Just the other day I was digging into various Web 2.0 APIs to see what the possibilities where. You know, just kicking back and having fun geek style. I quickly gave up.

For some reason, both Facebook and LinkedIn protect certain information about your friends and contacts in the name of privacy. If you log into your Facebook account, you can see the e-mail address of your friends if they have provided one on their profile. You cannot retrieve that e-mail through the API and the same goes for the phone number. You can get pictures, gender, age etc. but not the e-mail address.

LinkedIn does expose the e-mail address, but not addresses, phone numbers or any other information except the name, title and organization. The reason why I wanted the e-mail address was that it is a great key that could pair up your Facebook friends to the LinkedIn contacts. Then I would be able to get all the information on the people from the two networks and make a more complete profile on them.

I know that people might be reluctant to share their e-mail address on Facebook, but apparently a lot of the same people have no issue sharing it on LinkedIn. It doesn’t make sense. And why does the LinkedIn vCards of your own contacts not contain information like country and zip code even though people have entered it? Why couldn’t they just let it be up to the individual user to allow this information being public? Privacy restriction, that’s why, and probably a law suit waiting to happen.

Now, there is some sense in keeping sensitive information private, but why are they just sensitive to the API’s on not if you’re logged in on the websites? In other words, people can get access but not machines. It might be that people build mash-ups, but machines have to execute them and that’s the problem.

It seems that the bigger the programmable web becomes, the bigger the issue becomes on keeping information private, thus limiting us from doing some really cool stuff easily. I guess we could always go back to screen scraping as long as it’s still possible, which by the way it is on both Facebook and LinkedIn – for now anyway – even thought it is a clear violation on their terms of service.

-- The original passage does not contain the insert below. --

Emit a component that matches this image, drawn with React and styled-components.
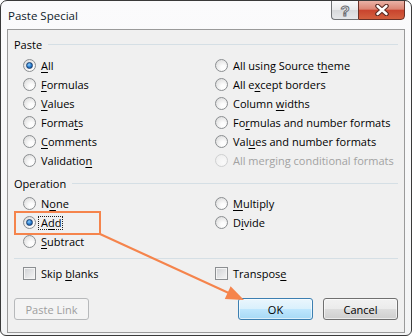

So, I gave up my little venture, looked longingly at the moon from my window and dreamed of a world where privacy restrictions and law suits don’t conflict with my geeky nature.

Comments

JacobM

I hear you, but are you saying "isn't it annoying that these companies are succumbing to their fear of lawsuits" or are you saying "doesn't it suck that a bunch of rat-bastard spammers and phishers have ruined things for the rest of us"?

JacobM

Tom

I don't know, maybe I'm just too cynical but it seems to me that (whatever they say) the real reason sites like this don't allow you to access such information is because you could develop an export feature which would make it easy to move all your "social data" to another service. I mean, in the case of Facebook the only privacy concern would be to protect your friends from spam but a malicious widget could just as easily create the same amount of spam using Facebook messages since they send the message to your inbox anyway. In my opinion its just a case of each service keeping the most valuable piece of information they have to themselves. For Facebook that's the e-mail address so they won't let you retrieve that, for LinkedIn its actual contact information so they'll let you have the e-mail address but not the other info.

Tom

Mads Kristensen

@JakobM, It's probably the latter that leads to the first, which then again leads to my frustration :) @Tom, I think you're probably right, but it's still strange that more and more APIs become available but they are so limiting that you can really only use them for very few specific things.

Mads Kristensen

Dan Atkinson

Yes, I agree that the privacy issues certainly lock up a lot of functionality that could be used for cool things. An example of something that could be really awesome (if things like email address where fully accessible in Facebook) is OutSync: http://www.melsam.com/outsync/ It's almost fully functional, and if I remember from the Hanselman Minutes podcast, it does page scrapes to retrieve data, and then matches up the image against the name. This could be much stronger, if only people could allow their friends API access to their personal details.

Dan Atkinson

Martin H. Normark

OutSync is cool. But the Facebook API is so restricted - it's very bad. I tried to get the profile ID of each logged in user visiting my profil, from a simple app I created. The API even had a method called getLoggedInUser. That only gave me my own profile id/ user id. In the description of the method, it says 'get's the user associated with the current session'. They could argue that a session here, is the "session" to the profile hosting my app.